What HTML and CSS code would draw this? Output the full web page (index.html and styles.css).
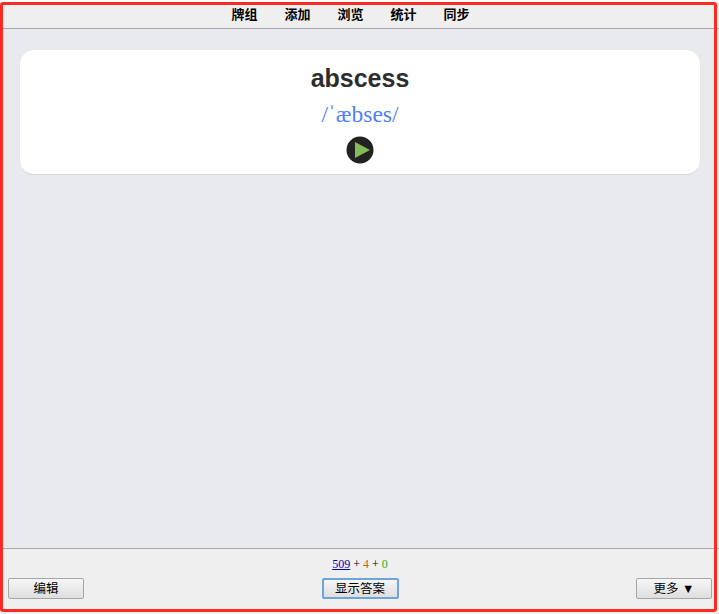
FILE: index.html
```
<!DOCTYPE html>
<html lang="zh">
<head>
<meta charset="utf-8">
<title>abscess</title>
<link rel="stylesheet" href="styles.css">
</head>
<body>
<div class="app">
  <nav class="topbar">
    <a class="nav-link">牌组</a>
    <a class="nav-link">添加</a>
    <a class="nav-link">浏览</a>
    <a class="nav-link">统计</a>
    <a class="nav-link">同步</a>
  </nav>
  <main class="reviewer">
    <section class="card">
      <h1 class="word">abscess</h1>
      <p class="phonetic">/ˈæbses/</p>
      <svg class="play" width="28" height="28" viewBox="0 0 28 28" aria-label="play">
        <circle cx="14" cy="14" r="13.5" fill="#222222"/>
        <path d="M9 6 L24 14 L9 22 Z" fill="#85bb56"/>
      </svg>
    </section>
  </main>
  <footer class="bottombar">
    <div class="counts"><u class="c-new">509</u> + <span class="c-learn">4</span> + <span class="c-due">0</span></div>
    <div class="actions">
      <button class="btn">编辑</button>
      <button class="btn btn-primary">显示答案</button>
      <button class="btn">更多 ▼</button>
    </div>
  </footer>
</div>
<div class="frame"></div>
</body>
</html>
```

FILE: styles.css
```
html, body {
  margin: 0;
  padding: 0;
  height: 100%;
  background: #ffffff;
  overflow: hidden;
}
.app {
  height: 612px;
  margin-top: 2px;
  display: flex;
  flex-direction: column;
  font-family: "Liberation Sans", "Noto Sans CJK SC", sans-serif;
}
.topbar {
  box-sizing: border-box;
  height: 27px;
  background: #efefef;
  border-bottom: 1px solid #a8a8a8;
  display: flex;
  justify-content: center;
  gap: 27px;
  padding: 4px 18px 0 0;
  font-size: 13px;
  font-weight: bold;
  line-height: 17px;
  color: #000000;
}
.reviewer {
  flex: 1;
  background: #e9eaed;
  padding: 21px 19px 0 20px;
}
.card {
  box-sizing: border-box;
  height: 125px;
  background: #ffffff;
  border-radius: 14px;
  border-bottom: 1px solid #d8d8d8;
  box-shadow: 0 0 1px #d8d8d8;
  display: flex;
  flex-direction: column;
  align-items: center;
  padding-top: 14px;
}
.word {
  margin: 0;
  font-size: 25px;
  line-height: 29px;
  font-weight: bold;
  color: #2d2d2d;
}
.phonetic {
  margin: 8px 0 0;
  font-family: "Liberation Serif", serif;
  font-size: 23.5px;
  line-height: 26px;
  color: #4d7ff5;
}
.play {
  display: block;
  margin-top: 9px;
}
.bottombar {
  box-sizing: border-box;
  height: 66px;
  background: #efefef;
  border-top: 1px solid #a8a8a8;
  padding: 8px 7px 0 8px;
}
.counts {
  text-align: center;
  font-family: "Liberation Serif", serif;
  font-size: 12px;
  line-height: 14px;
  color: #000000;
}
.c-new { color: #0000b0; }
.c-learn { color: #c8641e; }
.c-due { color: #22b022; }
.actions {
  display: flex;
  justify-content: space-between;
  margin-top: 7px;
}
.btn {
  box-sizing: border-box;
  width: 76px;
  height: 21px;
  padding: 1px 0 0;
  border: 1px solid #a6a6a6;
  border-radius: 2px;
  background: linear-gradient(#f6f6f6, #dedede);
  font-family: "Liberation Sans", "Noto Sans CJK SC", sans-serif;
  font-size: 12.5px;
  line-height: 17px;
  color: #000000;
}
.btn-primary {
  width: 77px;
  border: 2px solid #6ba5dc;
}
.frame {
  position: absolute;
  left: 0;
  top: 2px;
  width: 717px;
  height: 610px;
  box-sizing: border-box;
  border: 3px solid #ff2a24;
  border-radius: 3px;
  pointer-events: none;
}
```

————————

Drop the images and repeat the data exactly.

• [EXERCISE RESPONSE]
What HTML and CSS code would draw this? Output the full web page (index.html and styles.css).
FILE: index.html
```
<!DOCTYPE html>
<html lang="zh">
<head>
<meta charset="utf-8">
<title>abscess</title>
<link rel="stylesheet" href="styles.css">
</head>
<body>
<div class="app">
  <nav class="topbar">
    <a class="nav-link">牌组</a>
    <a class="nav-link">添加</a>
    <a class="nav-link">浏览</a>
    <a class="nav-link">统计</a>
    <a class="nav-link">同步</a>
  </nav>
  <main class="reviewer">
    <section class="card">
      <h1 class="word">abscess</h1>
      <p class="phonetic">/ˈæbses/</p>
      <svg class="play" width="28" height="28" viewBox="0 0 28 28" aria-label="play">
        <circle cx="14" cy="14" r="13.5" fill="#222222"/>
        <path d="M9 6 L24 14 L9 22 Z" fill="#85bb56"/>
      </svg>
    </section>
  </main>
  <footer class="bottombar">
    <div class="counts"><u class="c-new">509</u> + <span class="c-learn">4</span> + <span class="c-due">0</span></div>
    <div class="actions">
      <button class="btn">编辑</button>
      <button class="btn btn-primary">显示答案</button>
      <button class="btn">更多 ▼</button>
    </div>
  </footer>
</div>
<div class="frame"></div>
</body>
</html>
```

FILE: styles.css
```
html, body {
  margin: 0;
  padding: 0;
  height: 100%;
  background: #ffffff;
  overflow: hidden;
}
.app {
  height: 612px;
  margin-top: 2px;
  display: flex;
  flex-direction: column;
  font-family: "Liberation Sans", "Noto Sans CJK SC", sans-serif;
}
.topbar {
  box-sizing: border-box;
  height: 27px;
  background: #efefef;
  border-bottom: 1px solid #a8a8a8;
  display: flex;
  justify-content: center;
  gap: 27px;
  padding: 4px 18px 0 0;
  font-size: 13px;
  font-weight: bold;
  line-height: 17px;
  color: #000000;
}
.reviewer {
  flex: 1;
  background: #e9eaed;
  padding: 21px 19px 0 20px;
}
.card {
  box-sizing: border-box;
  height: 125px;
  background: #ffffff;
  border-radius: 14px;
  border-bottom: 1px solid #d8d8d8;
  box-shadow: 0 0 1px #d8d8d8;
  display: flex;
  flex-direction: column;
  align-items: center;
  padding-top: 14px;
}
.word {
  margin: 0;
  font-size: 25px;
  line-height: 29px;
  font-weight: bold;
  color: #2d2d2d;
}
.phonetic {
  margin: 8px 0 0;
  font-family: "Liberation Serif", serif;
  font-size: 23.5px;
  line-height: 26px;
  color: #4d7ff5;
}
.play {
  display: block;
  margin-top: 9px;
}
.bottombar {
  box-sizing: border-box;
  height: 66px;
  background: #efefef;
  border-top: 1px solid #a8a8a8;
  padding: 8px 7px 0 8px;
}
.counts {
  text-align: center;
  font-family: "Liberation Serif", serif;
  font-size: 12px;
  line-height: 14px;
  color: #000000;
}
.c-new { color: #0000b0; }
.c-learn { color: #c8641e; }
.c-due { color: #22b022; }
.actions {
  display: flex;
  justify-content: space-between;
  margin-top: 7px;
}
.btn {
  box-sizing: border-box;
  width: 76px;
  height: 21px;
  padding: 1px 0 0;
  border: 1px solid #a6a6a6;
  border-radius: 2px;
  background: linear-gradient(#f6f6f6, #dedede);
  font-family: "Liberation Sans", "Noto Sans CJK SC", sans-serif;
  font-size: 12.5px;
  line-height: 17px;
  color: #000000;
}
.btn-primary {
  width: 77px;
  border: 2px solid #6ba5dc;
}
.frame {
  position: absolute;
  left: 0;
  top: 2px;
  width: 717px;
  height: 610px;
  box-sizing: border-box;
  border: 3px solid #ff2a24;
  border-radius: 3px;
  pointer-events: none;
}
```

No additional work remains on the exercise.